--- Begin PROVIDED DATA ---

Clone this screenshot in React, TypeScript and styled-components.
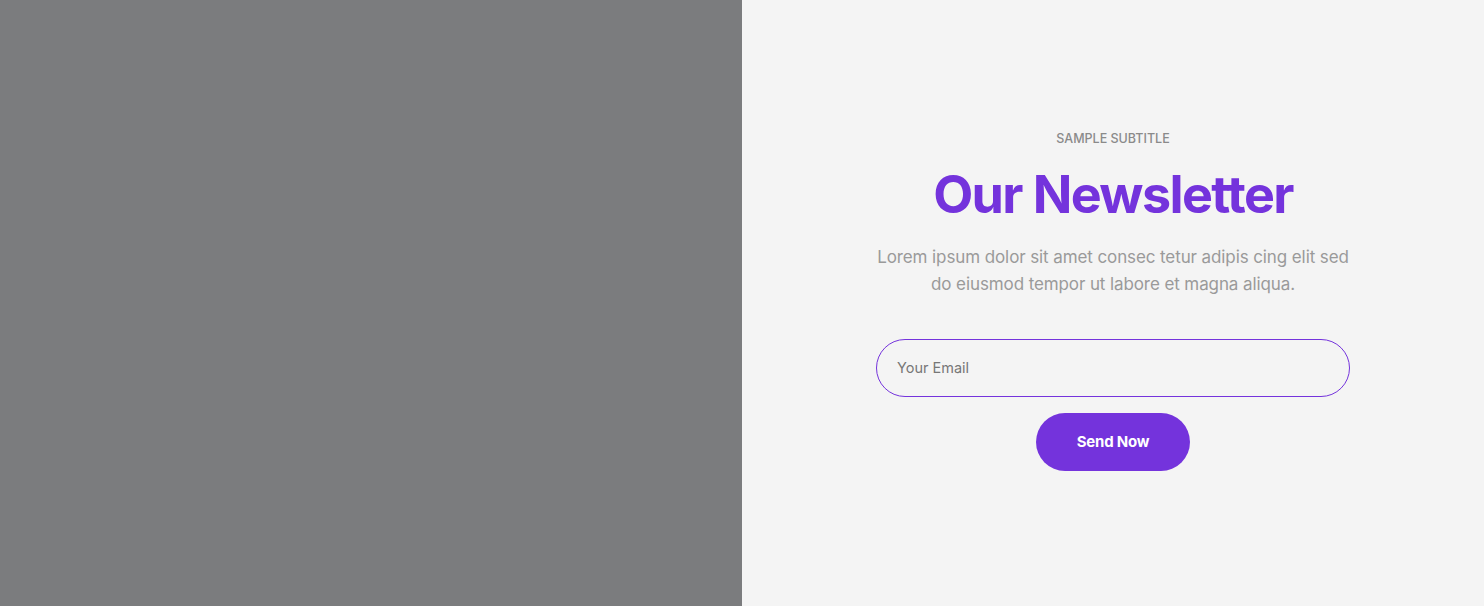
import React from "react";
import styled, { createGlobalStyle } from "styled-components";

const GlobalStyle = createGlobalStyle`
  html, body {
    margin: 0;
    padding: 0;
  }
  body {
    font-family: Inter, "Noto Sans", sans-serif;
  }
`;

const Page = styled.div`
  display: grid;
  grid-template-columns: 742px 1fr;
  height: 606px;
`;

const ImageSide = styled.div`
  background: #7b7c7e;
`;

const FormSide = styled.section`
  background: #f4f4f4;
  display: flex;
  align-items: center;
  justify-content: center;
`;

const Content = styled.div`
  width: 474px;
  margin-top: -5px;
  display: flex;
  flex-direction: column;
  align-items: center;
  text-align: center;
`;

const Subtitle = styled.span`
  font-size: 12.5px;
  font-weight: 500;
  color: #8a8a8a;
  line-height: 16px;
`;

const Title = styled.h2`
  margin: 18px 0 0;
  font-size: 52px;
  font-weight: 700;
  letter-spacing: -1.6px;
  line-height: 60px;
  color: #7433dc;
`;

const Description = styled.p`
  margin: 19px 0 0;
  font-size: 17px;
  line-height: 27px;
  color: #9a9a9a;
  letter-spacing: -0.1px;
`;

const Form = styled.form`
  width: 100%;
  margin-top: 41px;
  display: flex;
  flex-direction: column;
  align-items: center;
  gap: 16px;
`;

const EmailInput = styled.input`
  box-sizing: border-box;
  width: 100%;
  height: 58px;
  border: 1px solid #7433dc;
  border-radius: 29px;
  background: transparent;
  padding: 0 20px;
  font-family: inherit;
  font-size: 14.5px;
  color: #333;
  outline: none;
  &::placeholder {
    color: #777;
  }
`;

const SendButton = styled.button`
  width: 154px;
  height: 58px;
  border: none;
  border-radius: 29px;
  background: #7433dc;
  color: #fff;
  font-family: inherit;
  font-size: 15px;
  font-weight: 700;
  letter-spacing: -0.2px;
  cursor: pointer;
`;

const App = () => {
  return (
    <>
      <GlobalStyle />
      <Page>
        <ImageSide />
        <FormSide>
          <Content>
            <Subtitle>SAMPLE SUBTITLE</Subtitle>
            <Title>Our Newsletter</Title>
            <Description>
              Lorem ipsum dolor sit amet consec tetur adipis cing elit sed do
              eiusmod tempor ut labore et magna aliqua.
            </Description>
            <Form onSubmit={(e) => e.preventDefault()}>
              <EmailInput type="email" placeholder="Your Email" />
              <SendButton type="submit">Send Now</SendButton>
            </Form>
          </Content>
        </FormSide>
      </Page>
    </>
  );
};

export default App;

--- End PROVIDED DATA ---

WHAT TO DO: Every line above should be returned word for word, with the pictures left behind.

REPLY TO THE EXERCISE:
Clone this screenshot in React, TypeScript and styled-components.
import React from "react";
import styled, { createGlobalStyle } from "styled-components";

const GlobalStyle = createGlobalStyle`
  html, body {
    margin: 0;
    padding: 0;
  }
  body {
    font-family: Inter, "Noto Sans", sans-serif;
  }
`;

const Page = styled.div`
  display: grid;
  grid-template-columns: 742px 1fr;
  height: 606px;
`;

const ImageSide = styled.div`
  background: #7b7c7e;
`;

const FormSide = styled.section`
  background: #f4f4f4;
  display: flex;
  align-items: center;
  justify-content: center;
`;

const Content = styled.div`
  width: 474px;
  margin-top: -5px;
  display: flex;
  flex-direction: column;
  align-items: center;
  text-align: center;
`;

const Subtitle = styled.span`
  font-size: 12.5px;
  font-weight: 500;
  color: #8a8a8a;
  line-height: 16px;
`;

const Title = styled.h2`
  margin: 18px 0 0;
  font-size: 52px;
  font-weight: 700;
  letter-spacing: -1.6px;
  line-height: 60px;
  color: #7433dc;
`;

const Description = styled.p`
  margin: 19px 0 0;
  font-size: 17px;
  line-height: 27px;
  color: #9a9a9a;
  letter-spacing: -0.1px;
`;

const Form = styled.form`
  width: 100%;
  margin-top: 41px;
  display: flex;
  flex-direction: column;
  align-items: center;
  gap: 16px;
`;

const EmailInput = styled.input`
  box-sizing: border-box;
  width: 100%;
  height: 58px;
  border: 1px solid #7433dc;
  border-radius: 29px;
  background: transparent;
  padding: 0 20px;
  font-family: inherit;
  font-size: 14.5px;
  color: #333;
  outline: none;
  &::placeholder {
    color: #777;
  }
`;

const SendButton = styled.button`
  width: 154px;
  height: 58px;
  border: none;
  border-radius: 29px;
  background: #7433dc;
  color: #fff;
  font-family: inherit;
  font-size: 15px;
  font-weight: 700;
  letter-spacing: -0.2px;
  cursor: pointer;
`;

const App = () => {
  return (
    <>
      <GlobalStyle />
      <Page>
        <ImageSide />
        <FormSide>
          <Content>
            <Subtitle>SAMPLE SUBTITLE</Subtitle>
            <Title>Our Newsletter</Title>
            <Description>
              Lorem ipsum dolor sit amet consec tetur adipis cing elit sed do
              eiusmod tempor ut labore et magna aliqua.
            </Description>
            <Form onSubmit={(e) => e.preventDefault()}>
              <EmailInput type="email" placeholder="Your Email" />
              <SendButton type="submit">Send Now</SendButton>
            </Form>
          </Content>
        </FormSide>
      </Page>
    </>
  );
};

export default App;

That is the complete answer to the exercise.